How to Start Tracking Spending
While school is wrapping up, I think the most beneficial activity we can partake in is to begin tracking our spending. Contrary to popular belief, this budget SHOULD NOT be constricting. Tracking should be a tool to give us insight into how much money we spend on a given day, week, month or year and what items/activities we tend to spend this money on. I currently use and would strongly recommend the app Mint being that it is easy to use and free of charge, although there are many others ways to track spending. Setting up a Mint account may take an hour if there are a couple bank and investment accounts that need to be linked. If you need motivation, pay yourself $100/hr. to get started with creating this tracking system, (ie provide yourself with $100 or another appropriate amount in fun money for completing the task). Once you have your account set up information will be continuously pulled so you will not need to balance your checkbook every month, log into every credit card application to make sure you have paid them all off on-time, or check to make sure all your direct deposit checks went through and were correct.

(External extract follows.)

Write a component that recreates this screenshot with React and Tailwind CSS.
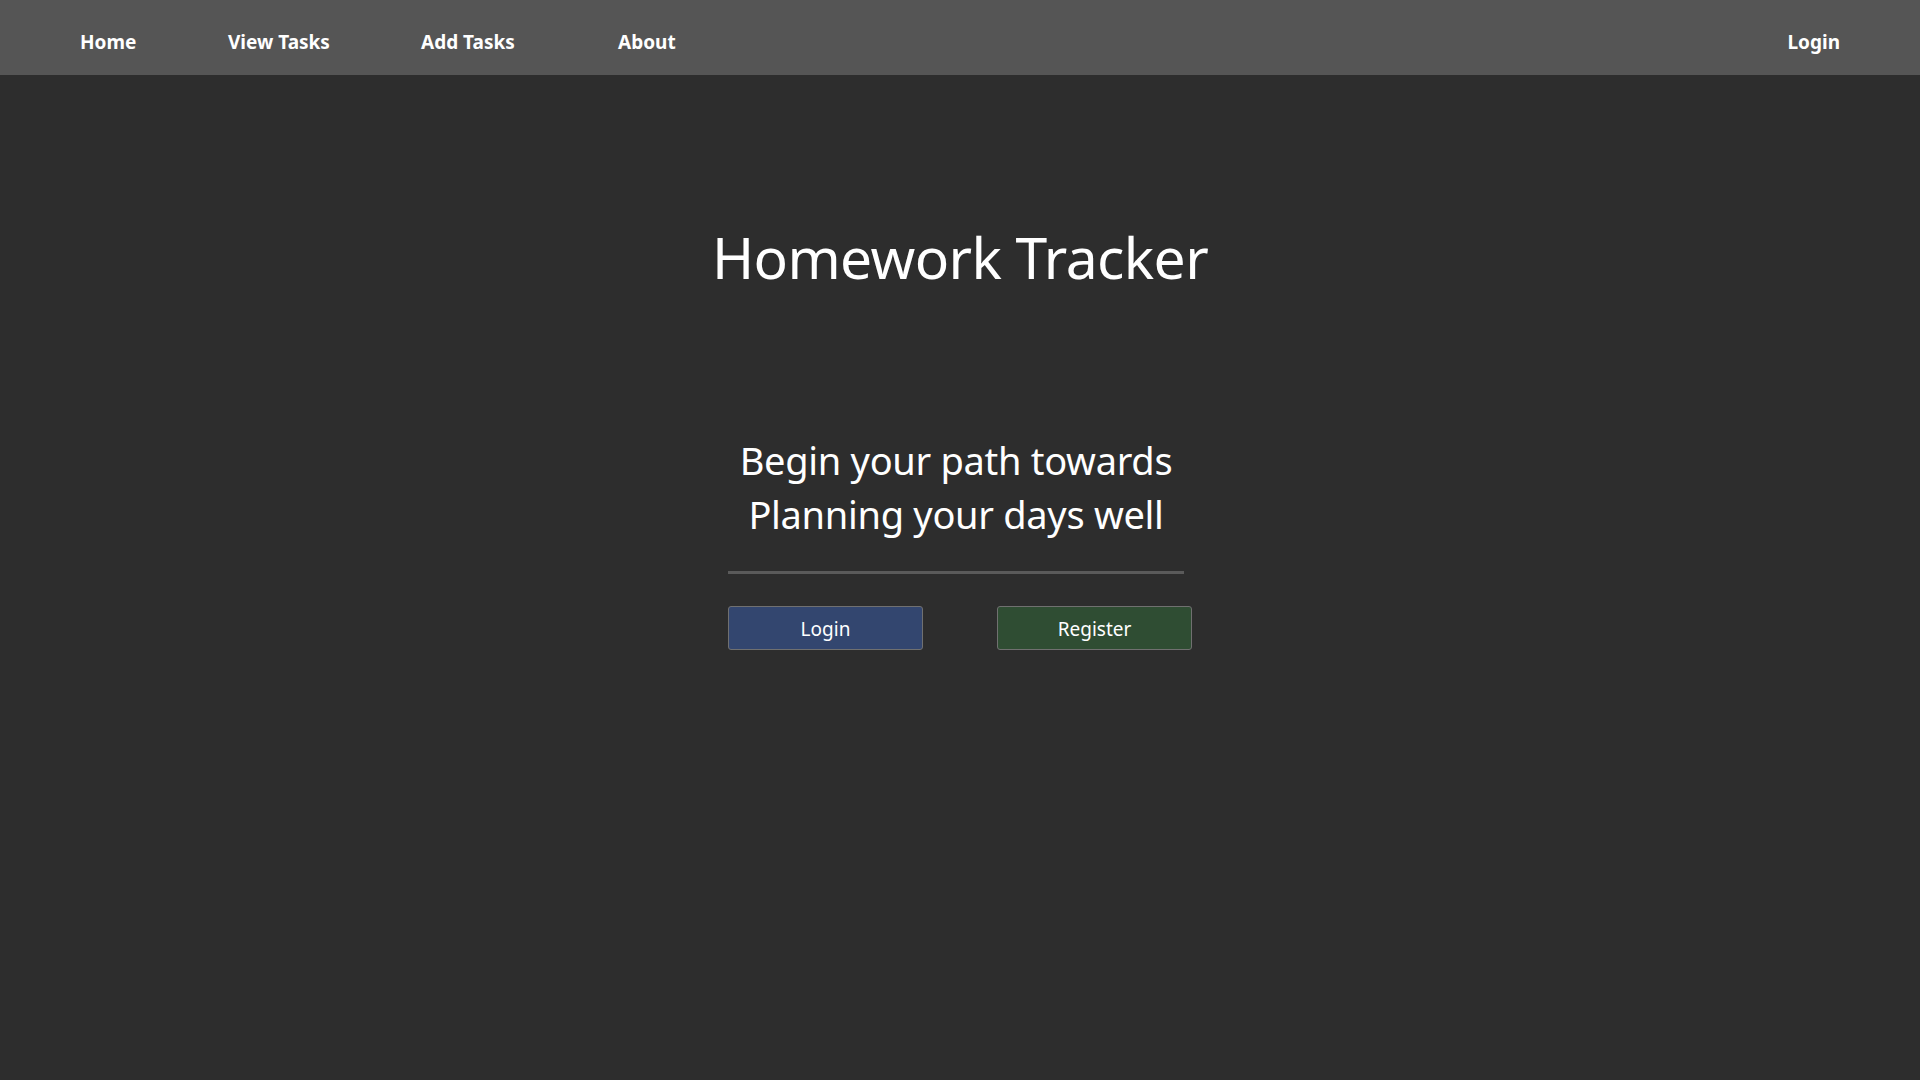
import React from 'react';

const navLinks = [
  { label: 'Home', width: 'w-[148px]' },
  { label: 'View Tasks', width: 'w-[193px]' },
  { label: 'Add Tasks', width: 'w-[197px]' },
  { label: 'About', width: 'w-[120px]' },
];

export default function App() {
  return (
    <div className="min-h-screen bg-[#2d2d2d] text-white font-['Noto_Sans','Open_Sans',sans-serif]">
      {/* Top nav */}
      <nav className="h-[75px] bg-[#555555] flex items-center pl-[80px] pr-[80px] pt-[10px]">
        {navLinks.map((link) => (
          <a key={link.label} href="#" className={`${link.width} text-[19px] font-bold leading-none`}>
            {link.label}
          </a>
        ))}
        <a href="#" className="ml-auto text-[19px] font-bold leading-none">Login</a>
      </nav>

      <main className="flex flex-col items-center">
        <h1 className="mt-[148px] text-[57px] font-normal leading-[1.2] tracking-[-0.6px]">Homework Tracker</h1>

        <div className="mt-[142px] w-[464px] flex flex-col">
          <p className="w-[456px] text-[38px] leading-[54px] text-center tracking-[-0.3px]">
            Begin your path towards
            <br />
            Planning your days well
          </p>

          <hr className="mt-[30px] w-[456px] border-0 border-t-[3px] border-[#5a5a5a]" />

          <div className="mt-[32px] w-full flex justify-between">
            <button className="w-[195px] h-[44px] bg-[#33466f] border border-[#707070] rounded-[3px] text-[19px] text-white pt-[1px]">
              Login
            </button>
            <button className="w-[195px] h-[44px] bg-[#2f4d33] border border-[#707070] rounded-[3px] text-[19px] text-white pt-[1px]">
              Register
            </button>
          </div>
        </div>
      </main>
    </div>
  );
}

If you are not interested in utilizing Mint to tracking spending, Personal Capital will work, or you can go more simplistically and use an excel sheet or paper ledger. While using an application does bring with it a minor amount of risk, the apps will update continuously and automatically so tracking spending will require minimal upkeep. Another option provided by the personal finance blogging couple Waffles On Wednesdays is to create your own spending tracker that will not require linking accounts and can be transferred to a cell phone for easy tracking on the go. Here is a link on their post for the step-by-step guide to create this tracker in 30 minutes or less.
Personally, 3 months after graduating, my truck (which was older than I was and had over 225k miles on it) broke down and I convinced myself that I needed a car. I justified this by saying to myself “Of course I have to get to work every day.” From a young age my parents have always had very good financial sense and had drilled into me the idea that buying a new car is typically horrible financial decision due to depreciation and so I did my research and purchased a three year old sedan for around $20k. While this saved me from those first two years of depreciation, I wish I had understood that I was not just purchasing a vehicle that I would need to take a portion of every pay check to pay off for the next couple of years, I was also facing lifestyle inflation. Having a nicer car built up an image in my mind that with a nice car, I needed to live in a nicer neighborhood so my car wouldn’t be targeted, and I should also have nicer clothes to dress like I can afford the vehicle, and that I deserve these things because I can pay for these things (or at least the monthly payments) because I now have this new job.
Breaking out the math, I had $10,000 in my bank account for a vehicle I knew I wanted. Let’s calculate what the outcome would have been if I had bought a vehicle for $5,000 and invested the remaining $5,000. I would not have taken out the $10,000 car loan and put those $300/mo payments towards investing for the next 36 months and the additional lifestyle increase of $200/mo that was directly related with my new vehicle. While this was well below my pay checks from my new job, if I had invested this at $500/mo. for the 36 months starting when I get my loan in fall of 2016, I would have added an additional $21,000 to my net worth.
Tracking Spending Take-Aways
Most of us will enter this cycle and it will appear gradual, monthly payments add up. When we move into a nicer house or apartment we believe it should be furnished better and it is not uncommon to take out payment plans on a new sofa, a nice large TV to fill that wall that is a little too big, or a Purple mattress that will get delivered too your door and magically solve all our sleeping problems. We are living in a consumer society that believes if we aren’t improving our surrounding things, we are not improving ourselves and it is easy to not see how large that increase in spending can be.
Simply knowing where we spend our money will make us aware and subconsciously make us prioritize things and experience that we actually want, and help prevent us from spending more money on new items just because our friends are doing the same. Tracking spending is not budgeting (we will get into that next), and tracking spending should not be viewed as a restrictive belt that forces us to adjust our lives, it should be viewed as a way to better understand how we in the past have spent while providing us the power to insure that we can afford items in the future that matter to us. Whether we prioritize affording the down-payment on a house, building a college savings account for our children, or simply saving for our retirement so that we do not have to work until we are no longer physically able to, planning is a crucial step into becoming more responsible and whether we like it or not, finances are important to us all and they are within our ability to personally control with a little education and a couple minutes of effort. By reading these blog posts you are already well on your way, and taking little simple steps will greatly improve our financial future.